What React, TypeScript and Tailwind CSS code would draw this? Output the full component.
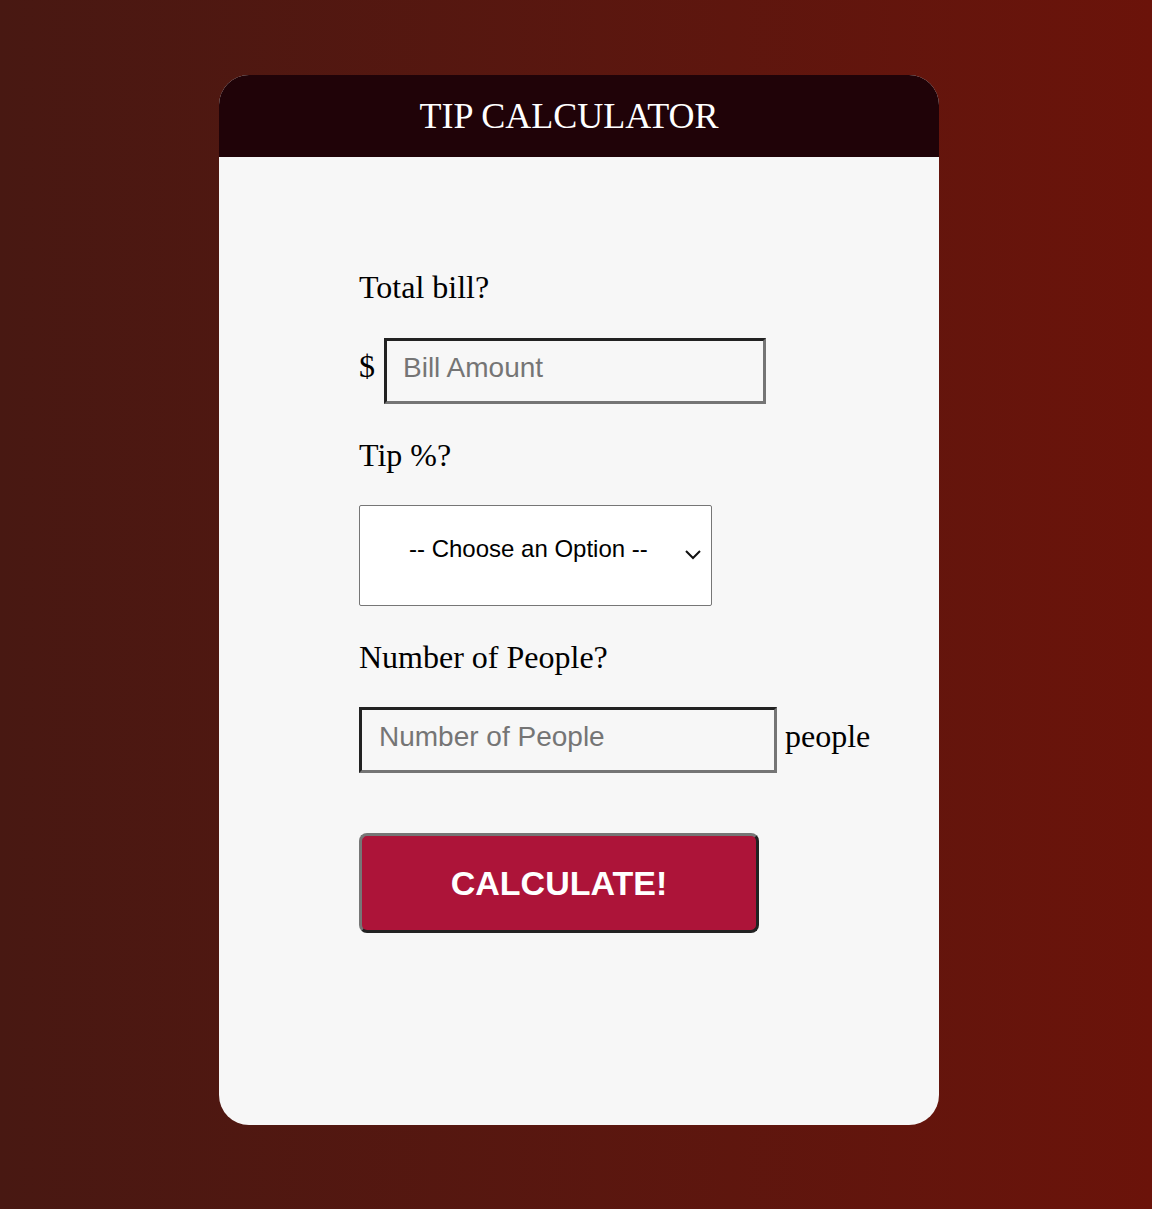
const App = () => {
  return (
    <div className="min-h-[1209px] w-full bg-gradient-to-r from-[#481812] to-[#6b130a] pt-[75px] font-['Liberation_Serif',serif]">
      <div className="ml-[219px] h-[1050px] w-[720px] overflow-hidden rounded-[30px] bg-[#f7f7f7]">
        {/* header */}
        <div className="flex h-[82px] items-center justify-center bg-[#200308] pr-[20px]">
          <h1 className="text-[36px] leading-none text-white">TIP CALCULATOR</h1>
        </div>

        <div className="flex flex-col pl-[140px] pt-[112px] text-black">
          <div className="h-[36px] text-[32px] leading-[36px]">Total bill?</div>

          <div className="mt-[33px] flex items-center">
            <span className="mr-[9px] pb-[10px] text-[32px] leading-none">$</span>
            <input
              type="text"
              placeholder="Bill Amount"
              className="h-[66px] w-[382px] border-[3px] border-b-[#757575] border-l-[#222] border-r-[#757575] border-t-[#222] bg-transparent pb-[7px] pl-[16px] font-['Liberation_Sans',sans-serif] text-[28px] outline-none placeholder:text-[#757575]"
            />
          </div>

          <div className="mt-[33px] h-[36px] text-[32px] leading-[36px]">Tip %?</div>

          <div className="relative mt-[32px] w-[353px]">
            <select
              defaultValue=""
              className="h-[101px] w-[353px] appearance-none rounded-[2px] border border-[#767676] bg-white pb-[13px] pl-[49px] font-['Liberation_Sans',sans-serif] text-[24px] text-black outline-none"
            >
              <option value="" disabled>
                -- Choose an Option --
              </option>
              <option value="5">5%</option>
              <option value="10">10%</option>
              <option value="15">15%</option>
              <option value="20">20%</option>
            </select>
            <svg
              className="pointer-events-none absolute left-[325px] top-[43px]"
              width="18"
              height="12"
              viewBox="0 0 18 12"
              fill="none"
            >
              <path d="M2 3l7 7 7-7" stroke="#111" strokeWidth="2" />
            </svg>
          </div>

          <div className="mt-[33px] h-[36px] text-[32px] leading-[36px]">Number of People?</div>

          <div className="mt-[32px] flex items-center">
            <input
              type="text"
              placeholder="Number of People"
              className="h-[66px] w-[418px] border-[3px] border-b-[#757575] border-l-[#222] border-r-[#757575] border-t-[#222] bg-transparent pb-[7px] pl-[17px] font-['Liberation_Sans',sans-serif] text-[28px] outline-none placeholder:text-[#757575]"
            />
            <span className="ml-[8px] pb-[8px] text-[32px] leading-none">people</span>
          </div>

          <button className="mt-[60px] h-[100px] w-[400px] rounded-[8px] border-[3px] border-b-[#222] border-l-[#767676] border-r-[#222] border-t-[#767676] bg-[#ad1439] font-['Liberation_Sans',sans-serif] text-[34px] font-bold text-white">
            CALCULATE!
          </button>
        </div>
      </div>
    </div>
  );
};

export default App;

^^^^

▶ _Directions_
Filter out every line that lacks the word "full", and copy the rest.

▶ _Response to this task_
What React, TypeScript and Tailwind CSS code would draw this? Output the full component.
    <div className="min-h-[1209px] w-full bg-gradient-to-r from-[#481812] to-[#6b130a] pt-[75px] font-['Liberation_Serif',serif]">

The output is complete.